» **RECORDED INFORMATION**
START

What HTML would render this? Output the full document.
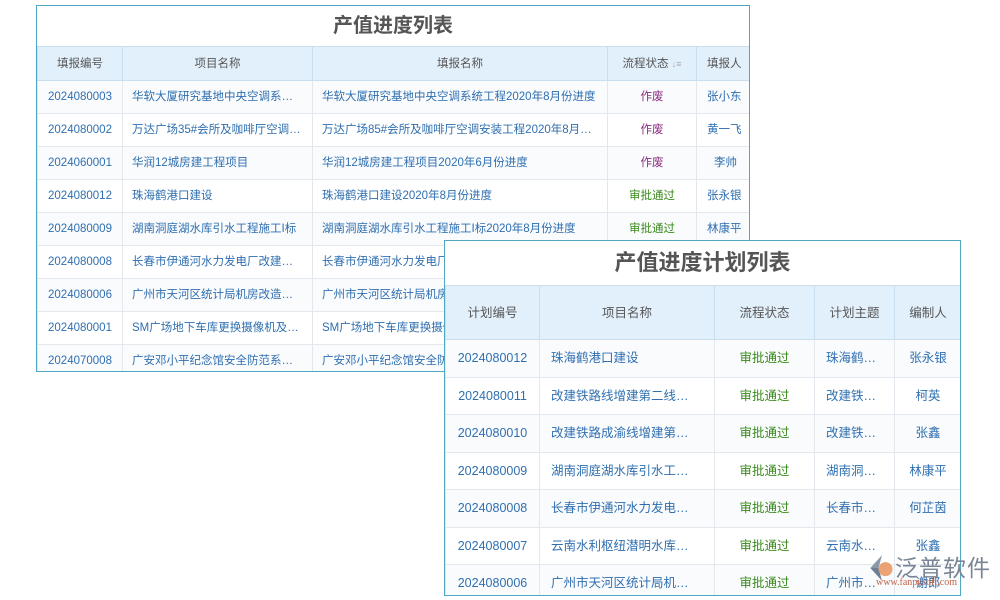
<!DOCTYPE html>
<html><head><meta charset="utf-8"><style>
*{margin:0;padding:0;box-sizing:border-box}
body{width:1000px;height:600px;background:#fff;position:relative;overflow:hidden;font-family:"Liberation Sans","Noto Sans CJK SC",sans-serif}
.t{position:absolute;background:#fff;border:1px solid #4fa7c4;overflow:hidden}
.title{text-align:center;font-weight:bold;color:#555;border-bottom:1px solid #a9cfe6}
table{border-collapse:collapse;table-layout:fixed;position:absolute;left:0}
td,th{border:1px solid #e3e8ee;white-space:nowrap;overflow:hidden;color:#2f6fb0;font-weight:normal;line-height:14px;vertical-align:middle;padding-top:0;padding-bottom:0}
th{background:#e2f0fc;color:#555;border-color:#c9dff0}
tr:nth-child(even) td{background:#fafbfd}
.c{text-align:center}
.n{text-align:center}
.n b{font-weight:normal;position:relative;top:0}
.g{color:#3a8a1c!important;text-align:center}
.p{color:#8a2a80!important;text-align:center}
</style></head><body>

<div class="t" style="left:36px;top:5px;width:714px;height:367px">
<div class="title" style="height:41px;line-height:40px;font-size:20px">产值进度列表</div>
<table style="top:40px;width:730px;font-size:11.5px">
<colgroup><col style="width:85px"><col style="width:190px"><col style="width:295px"><col style="width:89px"><col style="width:71px"></colgroup>
<tr style="height:34px"><th>填报编号</th><th>项目名称</th><th>填报名称</th><th>流程状态 <span style="color:#aaa;font-size:9px">↓≡</span></th><th style="text-align:left;padding-left:10px">填报人</th></tr>
<tr style="height:33px"><td class="n"><b>2024080003</b></td><td style="padding-left:9px">华软大厦研究基地中央空调系…</td><td style="padding-left:9px">华软大厦研究基地中央空调系统工程2020年8月份进度</td><td class="p">作废</td><td style="padding-left:10px">张小东</td></tr>
<tr style="height:33px"><td class="n"><b>2024080002</b></td><td style="padding-left:9px">万达广场35#会所及咖啡厅空调…</td><td style="padding-left:9px">万达广场85#会所及咖啡厅空调安装工程2020年8月…</td><td class="p">作废</td><td style="padding-left:10px">黄一飞</td></tr>
<tr style="height:33px"><td class="n"><b>2024060001</b></td><td style="padding-left:9px">华润12城房建工程项目</td><td style="padding-left:9px">华润12城房建工程项目2020年6月份进度</td><td class="p">作废</td><td style="padding-left:17px">李帅</td></tr>
<tr style="height:33px"><td class="n"><b>2024080012</b></td><td style="padding-left:9px">珠海鹤港口建设</td><td style="padding-left:9px">珠海鹤港口建设2020年8月份进度</td><td class="g">审批通过</td><td style="padding-left:10px">张永银</td></tr>
<tr style="height:33px"><td class="n"><b>2024080009</b></td><td style="padding-left:9px">湖南洞庭湖水库引水工程施工I标</td><td style="padding-left:9px">湖南洞庭湖水库引水工程施工I标2020年8月份进度</td><td class="g">审批通过</td><td style="padding-left:10px">林康平</td></tr>
<tr style="height:33px"><td class="n"><b>2024080008</b></td><td style="padding-left:9px">长春市伊通河水力发电厂改建…</td><td style="padding-left:9px">长春市伊通河水力发电厂改建工程</td><td></td><td></td></tr>
<tr style="height:33px"><td class="n"><b>2024080006</b></td><td style="padding-left:9px">广州市天河区统计局机房改造…</td><td style="padding-left:9px">广州市天河区统计局机房改造</td><td></td><td></td></tr>
<tr style="height:33px"><td class="n"><b>2024080001</b></td><td style="padding-left:9px">SM广场地下车库更换摄像机及…</td><td style="padding-left:9px">SM广场地下车库更换摄像机及</td><td></td><td></td></tr>
<tr style="height:33px"><td class="n"><b>2024070008</b></td><td style="padding-left:9px">广安邓小平纪念馆安全防范系…</td><td style="padding-left:9px">广安邓小平纪念馆安全防范系统</td><td></td><td></td></tr>
</table>
</div>

<div class="t" style="left:444px;top:240px;width:517px;height:356px">
<div class="title" style="height:45px;line-height:44px;font-size:22px">产值进度计划列表</div>
<table style="top:44px;width:516px;font-size:12.5px">
<colgroup><col style="width:94px"><col style="width:175px"><col style="width:100px"><col style="width:80px"><col style="width:67px"></colgroup>
<tr style="height:54px"><th>计划编号</th><th>项目名称</th><th>流程状态</th><th>计划主题</th><th>编制人</th></tr>
<tr style="height:37.5px"><td class="n"><b>2024080012</b></td><td style="padding-left:11px">珠海鹤港口建设</td><td class="g">审批通过</td><td style="padding-left:11px">珠海鹤…</td><td class="c">张永银</td></tr>
<tr style="height:37.5px"><td class="n"><b>2024080011</b></td><td style="padding-left:11px">改建铁路线增建第二线…</td><td class="g">审批通过</td><td style="padding-left:11px">改建铁…</td><td class="c">柯英</td></tr>
<tr style="height:37.5px"><td class="n"><b>2024080010</b></td><td style="padding-left:11px">改建铁路成渝线增建第…</td><td class="g">审批通过</td><td style="padding-left:11px">改建铁…</td><td class="c">张鑫</td></tr>
<tr style="height:37.5px"><td class="n"><b>2024080009</b></td><td style="padding-left:11px">湖南洞庭湖水库引水工…</td><td class="g">审批通过</td><td style="padding-left:11px">湖南洞…</td><td class="c">林康平</td></tr>
<tr style="height:37.5px"><td class="n"><b>2024080008</b></td><td style="padding-left:11px">长春市伊通河水力发电…</td><td class="g">审批通过</td><td style="padding-left:11px">长春市…</td><td class="c">何芷茵</td></tr>
<tr style="height:37.5px"><td class="n"><b>2024080007</b></td><td style="padding-left:11px">云南水利枢纽潜明水库…</td><td class="g">审批通过</td><td style="padding-left:11px">云南水…</td><td class="c">张鑫</td></tr>
<tr style="height:37.5px"><td class="n"><b>2024080006</b></td><td style="padding-left:11px">广州市天河区统计局机…</td><td class="g">审批通过</td><td style="padding-left:11px">广州市…</td><td class="c">谢郎</td></tr>
</table>
</div>

<div style="position:absolute;left:868px;top:552px;width:132px;height:48px">
<svg width="28" height="28" style="position:absolute;left:0;top:2px" viewBox="0 0 24 24"><path d="M12 1 L2 12 L9 12 Z" fill="#8a98a8"/><path d="M9 12 L2 12 L12 23 Z" fill="#6d7f92"/><circle cx="15" cy="13" r="6" fill="#e7935a" opacity="0.85"/></svg>
<div style="position:absolute;left:27px;top:-3px;font-size:23px;color:#7a8595;letter-spacing:1px">泛普软件</div>
<div style="position:absolute;left:8px;top:25px;font-size:10px;color:#c0674a;font-family:'Liberation Serif',serif">www.fanpusoft.com</div>
</div>
</body></html>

END

» **EXERCISE**
Make an exact copy of the data, leaving its pictures out.

» **TASK ANSWER**
What HTML would render this? Output the full document.
<!DOCTYPE html>
<html><head><meta charset="utf-8"><style>
*{margin:0;padding:0;box-sizing:border-box}
body{width:1000px;height:600px;background:#fff;position:relative;overflow:hidden;font-family:"Liberation Sans","Noto Sans CJK SC",sans-serif}
.t{position:absolute;background:#fff;border:1px solid #4fa7c4;overflow:hidden}
.title{text-align:center;font-weight:bold;color:#555;border-bottom:1px solid #a9cfe6}
table{border-collapse:collapse;table-layout:fixed;position:absolute;left:0}
td,th{border:1px solid #e3e8ee;white-space:nowrap;overflow:hidden;color:#2f6fb0;font-weight:normal;line-height:14px;vertical-align:middle;padding-top:0;padding-bottom:0}
th{background:#e2f0fc;color:#555;border-color:#c9dff0}
tr:nth-child(even) td{background:#fafbfd}
.c{text-align:center}
.n{text-align:center}
.n b{font-weight:normal;position:relative;top:0}
.g{color:#3a8a1c!important;text-align:center}
.p{color:#8a2a80!important;text-align:center}
</style></head><body>

<div class="t" style="left:36px;top:5px;width:714px;height:367px">
<div class="title" style="height:41px;line-height:40px;font-size:20px">产值进度列表</div>
<table style="top:40px;width:730px;font-size:11.5px">
<colgroup><col style="width:85px"><col style="width:190px"><col style="width:295px"><col style="width:89px"><col style="width:71px"></colgroup>
<tr style="height:34px"><th>填报编号</th><th>项目名称</th><th>填报名称</th><th>流程状态 <span style="color:#aaa;font-size:9px">↓≡</span></th><th style="text-align:left;padding-left:10px">填报人</th></tr>
<tr style="height:33px"><td class="n"><b>2024080003</b></td><td style="padding-left:9px">华软大厦研究基地中央空调系…</td><td style="padding-left:9px">华软大厦研究基地中央空调系统工程2020年8月份进度</td><td class="p">作废</td><td style="padding-left:10px">张小东</td></tr>
<tr style="height:33px"><td class="n"><b>2024080002</b></td><td style="padding-left:9px">万达广场35#会所及咖啡厅空调…</td><td style="padding-left:9px">万达广场85#会所及咖啡厅空调安装工程2020年8月…</td><td class="p">作废</td><td style="padding-left:10px">黄一飞</td></tr>
<tr style="height:33px"><td class="n"><b>2024060001</b></td><td style="padding-left:9px">华润12城房建工程项目</td><td style="padding-left:9px">华润12城房建工程项目2020年6月份进度</td><td class="p">作废</td><td style="padding-left:17px">李帅</td></tr>
<tr style="height:33px"><td class="n"><b>2024080012</b></td><td style="padding-left:9px">珠海鹤港口建设</td><td style="padding-left:9px">珠海鹤港口建设2020年8月份进度</td><td class="g">审批通过</td><td style="padding-left:10px">张永银</td></tr>
<tr style="height:33px"><td class="n"><b>2024080009</b></td><td style="padding-left:9px">湖南洞庭湖水库引水工程施工I标</td><td style="padding-left:9px">湖南洞庭湖水库引水工程施工I标2020年8月份进度</td><td class="g">审批通过</td><td style="padding-left:10px">林康平</td></tr>
<tr style="height:33px"><td class="n"><b>2024080008</b></td><td style="padding-left:9px">长春市伊通河水力发电厂改建…</td><td style="padding-left:9px">长春市伊通河水力发电厂改建工程</td><td></td><td></td></tr>
<tr style="height:33px"><td class="n"><b>2024080006</b></td><td style="padding-left:9px">广州市天河区统计局机房改造…</td><td style="padding-left:9px">广州市天河区统计局机房改造</td><td></td><td></td></tr>
<tr style="height:33px"><td class="n"><b>2024080001</b></td><td style="padding-left:9px">SM广场地下车库更换摄像机及…</td><td style="padding-left:9px">SM广场地下车库更换摄像机及</td><td></td><td></td></tr>
<tr style="height:33px"><td class="n"><b>2024070008</b></td><td style="padding-left:9px">广安邓小平纪念馆安全防范系…</td><td style="padding-left:9px">广安邓小平纪念馆安全防范系统</td><td></td><td></td></tr>
</table>
</div>

<div class="t" style="left:444px;top:240px;width:517px;height:356px">
<div class="title" style="height:45px;line-height:44px;font-size:22px">产值进度计划列表</div>
<table style="top:44px;width:516px;font-size:12.5px">
<colgroup><col style="width:94px"><col style="width:175px"><col style="width:100px"><col style="width:80px"><col style="width:67px"></colgroup>
<tr style="height:54px"><th>计划编号</th><th>项目名称</th><th>流程状态</th><th>计划主题</th><th>编制人</th></tr>
<tr style="height:37.5px"><td class="n"><b>2024080012</b></td><td style="padding-left:11px">珠海鹤港口建设</td><td class="g">审批通过</td><td style="padding-left:11px">珠海鹤…</td><td class="c">张永银</td></tr>
<tr style="height:37.5px"><td class="n"><b>2024080011</b></td><td style="padding-left:11px">改建铁路线增建第二线…</td><td class="g">审批通过</td><td style="padding-left:11px">改建铁…</td><td class="c">柯英</td></tr>
<tr style="height:37.5px"><td class="n"><b>2024080010</b></td><td style="padding-left:11px">改建铁路成渝线增建第…</td><td class="g">审批通过</td><td style="padding-left:11px">改建铁…</td><td class="c">张鑫</td></tr>
<tr style="height:37.5px"><td class="n"><b>2024080009</b></td><td style="padding-left:11px">湖南洞庭湖水库引水工…</td><td class="g">审批通过</td><td style="padding-left:11px">湖南洞…</td><td class="c">林康平</td></tr>
<tr style="height:37.5px"><td class="n"><b>2024080008</b></td><td style="padding-left:11px">长春市伊通河水力发电…</td><td class="g">审批通过</td><td style="padding-left:11px">长春市…</td><td class="c">何芷茵</td></tr>
<tr style="height:37.5px"><td class="n"><b>2024080007</b></td><td style="padding-left:11px">云南水利枢纽潜明水库…</td><td class="g">审批通过</td><td style="padding-left:11px">云南水…</td><td class="c">张鑫</td></tr>
<tr style="height:37.5px"><td class="n"><b>2024080006</b></td><td style="padding-left:11px">广州市天河区统计局机…</td><td class="g">审批通过</td><td style="padding-left:11px">广州市…</td><td class="c">谢郎</td></tr>
</table>
</div>

<div style="position:absolute;left:868px;top:552px;width:132px;height:48px">
<svg width="28" height="28" style="position:absolute;left:0;top:2px" viewBox="0 0 24 24"><path d="M12 1 L2 12 L9 12 Z" fill="#8a98a8"/><path d="M9 12 L2 12 L12 23 Z" fill="#6d7f92"/><circle cx="15" cy="13" r="6" fill="#e7935a" opacity="0.85"/></svg>
<div style="position:absolute;left:27px;top:-3px;font-size:23px;color:#7a8595;letter-spacing:1px">泛普软件</div>
<div style="position:absolute;left:8px;top:25px;font-size:10px;color:#c0674a;font-family:'Liberation Serif',serif">www.fanpusoft.com</div>
</div>
</body></html>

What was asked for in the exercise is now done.